I have read reports about retarded people being kidnapped and forced to work in brick factories that are apparently pretty unpleasant jobs. Of course the ones we read about in western newspapers are the ones who got found out.

China is not as bad as the rumors, but it's not here, yet... they need a lot more lawyers.

if the labor was so cheap, Hon Hai (the company that makes I-poop over there) wouldn't plan to buy 1 million robots to assemble stuff. 

JR

If you don't mind me asking, why were you in china in factories?
 
At the time Peavey (my day job) was just starting to build product in China, so I went over there to tour a few factories, ranging from simple PCB assembly, to metal fab, and injection molding plants, including tool making operations for the injection molding machines. One of the first products made for Peavey in China was a small mixer my engineering group developed.

I also spent some time in Hong Kong in a different major OEMs design labs In connection with other Peavey projects. This was several years ago so China has surely changed a lot since then, I'm sure...HK has changed too, perhaps not as much as mainland China.

JR

 
Interesting...  I just received an order of 250 pcs, for a small PCB that I ordered and thought was coming from Canada. I was slightly surprised that Canada would quote out cheaper than the US, but nothing much surprises me these days..

But I admit I was a little surprised when the package arrived today FROM CHINA.... No wonder the canadian website was cheaper.... good one.  ;D

next time I might get the boards cheaper by going to their source in China... but the canadian website may just be a front for the Chinese company.  At $0.47  ea not a big problem to worry about.

JR



 
JohnRoberts said:
Interesting...  I just received an order of 250 pcs, for a small PCB that I ordered and thought was coming from Canada.
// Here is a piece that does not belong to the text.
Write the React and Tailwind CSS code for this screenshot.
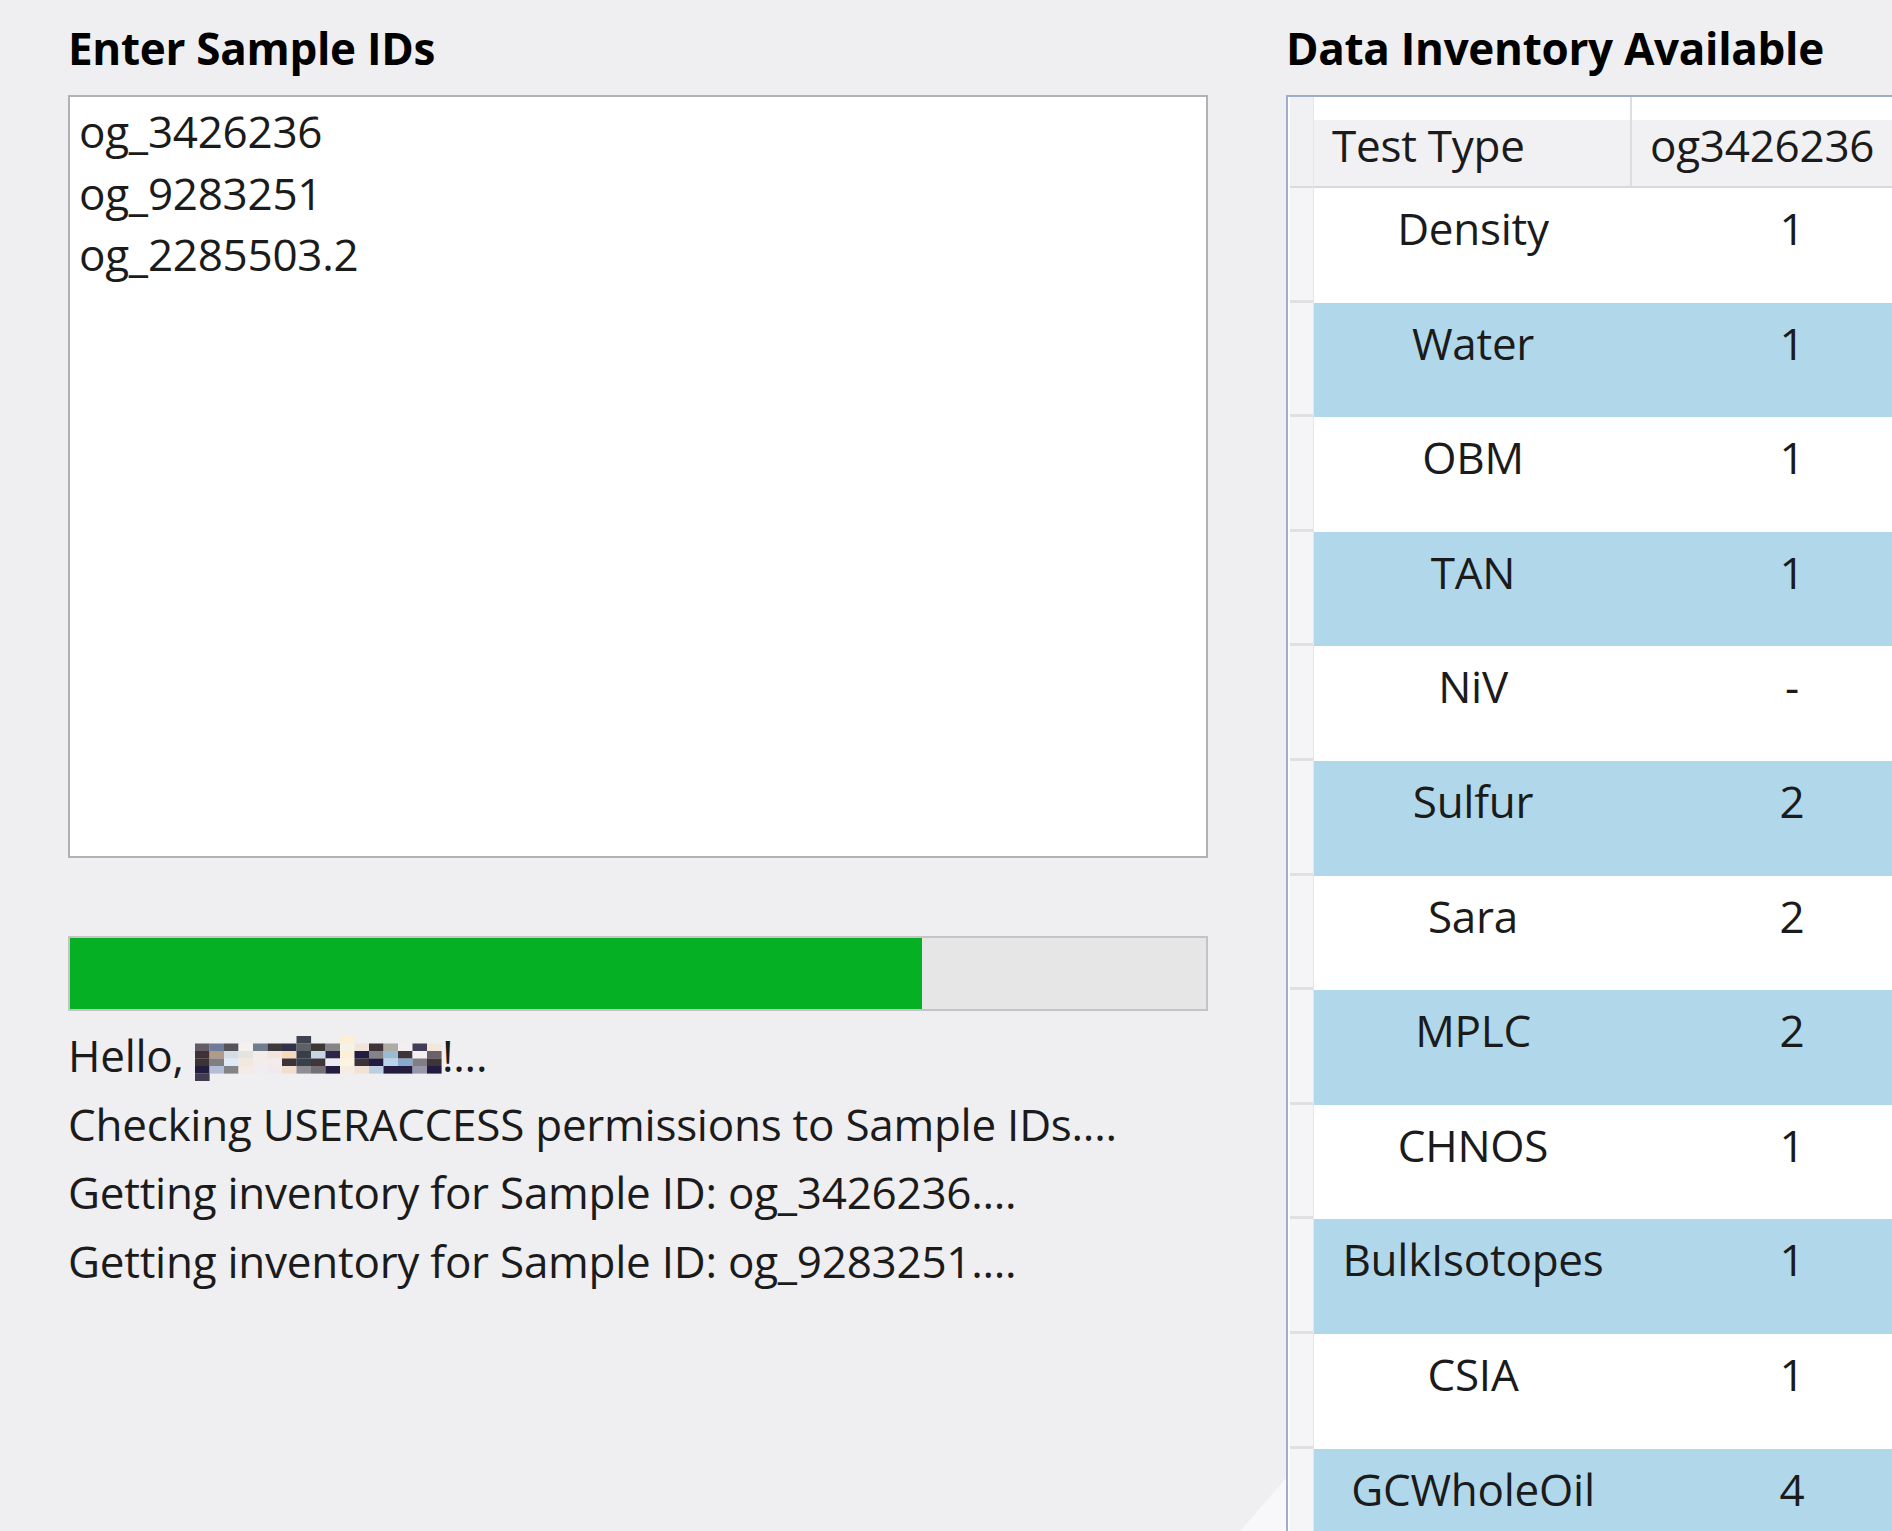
import React from 'react';

const sampleIds = ['og_3426236', 'og_9283251', 'og_2285503.2'];

const statusLines = [
    'Checking USERACCESS permissions to Sample IDs....',
    'Getting inventory for Sample ID: og_3426236....',
    'Getting inventory for Sample ID: og_9283251....',
];

const inventory = [
    ['Density', '1'],
    ['Water', '1'],
    ['OBM', '1'],
    ['TAN', '1'],
    ['NiV', '-'],
    ['Sulfur', '2'],
    ['Sara', '2'],
    ['MPLC', '2'],
    ['CHNOS', '1'],
    ['BulkIsotopes', '1'],
    ['CSIA', '1'],
    ['GCWholeOil', '4'],
];

// pixelated user name, one row per line, null = background
const mosaic = [
    [null, null, null, null, null, null, null, '#3f434f', null, null, '#fcefd6', null, null, null, null, null, null],
    ['#615c66', '#6f7b98', '#55525a', '#f5f1ef', '#6f7d8e', '#3c3a3c', '#33304a', '#5f5f66', '#3d3835', '#848489', '#f6f2e6', '#f2e4da', '#3e3338', '#adaba3', '#f5eef0', '#3f3d58', '#f3e7dc'],
    ['#3e3236', '#b09a88', '#d5dde4', '#e3e3e0', '#f3ece9', '#f3e5de', '#f4d9bd', '#3a3e48', '#c4d6e4', '#2c2548', '#fcefd6', '#231c40', '#848387', '#9bbbd3', '#3d3538', '#f6eef0', '#6b6269'],
    ['#3d3336', '#7f7e82', '#dde9f6', '#f4e7dd', '#f3ecec', '#f3eaea', '#3d3236', '#39404a', '#40353a', '#ecebf3', '#fcf4e2', '#3b3337', '#231c40', '#b7d4ea', '#88a8cf', '#7f7e82', '#3e3538'],
    ['#231d40', '#b3bdd4', '#838287', '#f4ebe6', '#f1ecef', '#f0eaee', '#f0dfce', '#8e8d91', '#727074', '#241d40', '#f5ece2', '#f3e1d6', '#bbcfe1', '#231c40', '#231c40', '#9896a8', '#231c40'],
    ['#433c4e', null, null, null, null, null, null, null, null, null, null, null, null, null, null, null, null],
];

const Mosaic = () => (
    <svg width="247" height="45" viewBox="0 0 247 45" className="inline-block align-middle -mt-[4px]">
        {mosaic.map((row, r) =>
            row.map((c, i) =>
                c ? <rect key={`${r}-${i}`} x={i * 14.5} y={r * 7.5} width="14.6" height="7.6" fill={c} /> : null
            )
        )}
    </svg>
);

const App = () => {
    return (
        <div className="relative w-[1892px] h-[1531px] overflow-hidden bg-[#efeef1] flex text-[#1b1b1b] font-['Open_Sans',sans-serif]">
            {/* left: sample ids + progress */}
            <div className="ml-[68px] w-[1140px] shrink-0 flex flex-col">
                <h1 className="h-[95px] shrink-0 flex items-center text-[44px] font-bold tracking-[-0.3px] text-black">Enter Sample IDs</h1>
                <div className="h-[763px] shrink-0 bg-white border-2 border-[#b2b2b6] px-[9px] pt-[4px] text-[44px] leading-[61.5px] tracking-[-0.25px]">
                    {sampleIds.map((id) => (
                        <div key={id}>{id}</div>
                    ))}
                </div>
                <div className="mt-[78px] h-[75px] shrink-0 bg-[#e6e6e6] border-2 border-[#c4c4c6]">
                    <div className="h-full w-[75%] bg-[#06b025]" />
                </div>
                <div className="mt-[10px] text-[44px] leading-[68.5px] tracking-[-0.25px] whitespace-nowrap">
                    <div>
                        Hello, <Mosaic />!...
                    </div>
                    {statusLines.map((line) => (
                        <div key={line}>{line}</div>
                    ))}
                </div>
            </div>

            {/* right: inventory grid */}
            <div className="ml-[78px] flex-1 flex flex-col min-w-0">
                <h2 className="h-[95px] shrink-0 flex items-center text-[44px] font-bold tracking-[-0.3px] text-black whitespace-nowrap">Data Inventory Available</h2>
                <div className="flex-1 border-l-2 border-t-2 border-[#9eaec8] pl-[2px] bg-white flex overflow-hidden">
                    <div className="w-[24px] shrink-0 bg-[#f5f5f7] border-r border-[#e6e6ea] flex flex-col">
                        <div className="h-[91px] shrink-0 bg-[#f1f1f3] border-b-2 border-[#dcdcdf]" />
                        {inventory.map(([name]) => (
                            <div key={name} className="h-[114.6px] shrink-0 border-b-[3px] border-[#e0e0e3]" />
                        ))}
                    </div>
                    <div className="flex flex-col w-[640px] shrink-0">
                        <div className="h-[91px] shrink-0 flex bg-gradient-to-b from-white from-[26%] to-[#f1f1f3] to-[26%] border-b-2 border-[#d9d9dc] text-[44px] tracking-[-0.25px]">
                            <div className="w-[318px] pl-[18px] pt-[6px] flex items-center border-r-2 border-[#dedee2]">Test Type</div>
                            <div className="w-[318px] pl-[18px] pt-[6px] flex items-center">og3426236</div>
                        </div>
                        {inventory.map(([name, count], i) => (
                            <div
                                key={name}
                                className={`h-[114.6px] shrink-0 flex text-[44px] leading-[60px] tracking-[-0.25px] ${i % 2 === 1 ? 'bg-[#b1d8ea]' : 'bg-white'}`}
                            >
                                <div className="w-[318px] pt-[10px] text-center">{name}</div>
                                <div className="w-[320px] pt-[10px] text-center">{count}</div>
                            </div>
                        ))}
                    </div>
                </div>
            </div>

            {/* faint window glare at the bottom edge */}
            <svg className="absolute left-[1236px] top-[1478px]" width="50" height="53" viewBox="0 0 50 53">
                <polygon points="50,0 50,53 4,53" fill="#f8f7f9" />
            </svg>
        </div>
    );
};

export default App;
I was slightly surprised that Canada would quote out cheaper than the US, but nothing much surprises me these days..

But I admit I was a little surprised when the package arrived today FROM CHINA.... No wonder the canadian website was cheaper.... good one.  ;D

next time I might get the boards cheaper by going to their source in China... but the canadian website may just be a front for the Chinese company.  At $0.47  ea not a big problem to worry about.

JR

Bada Bing!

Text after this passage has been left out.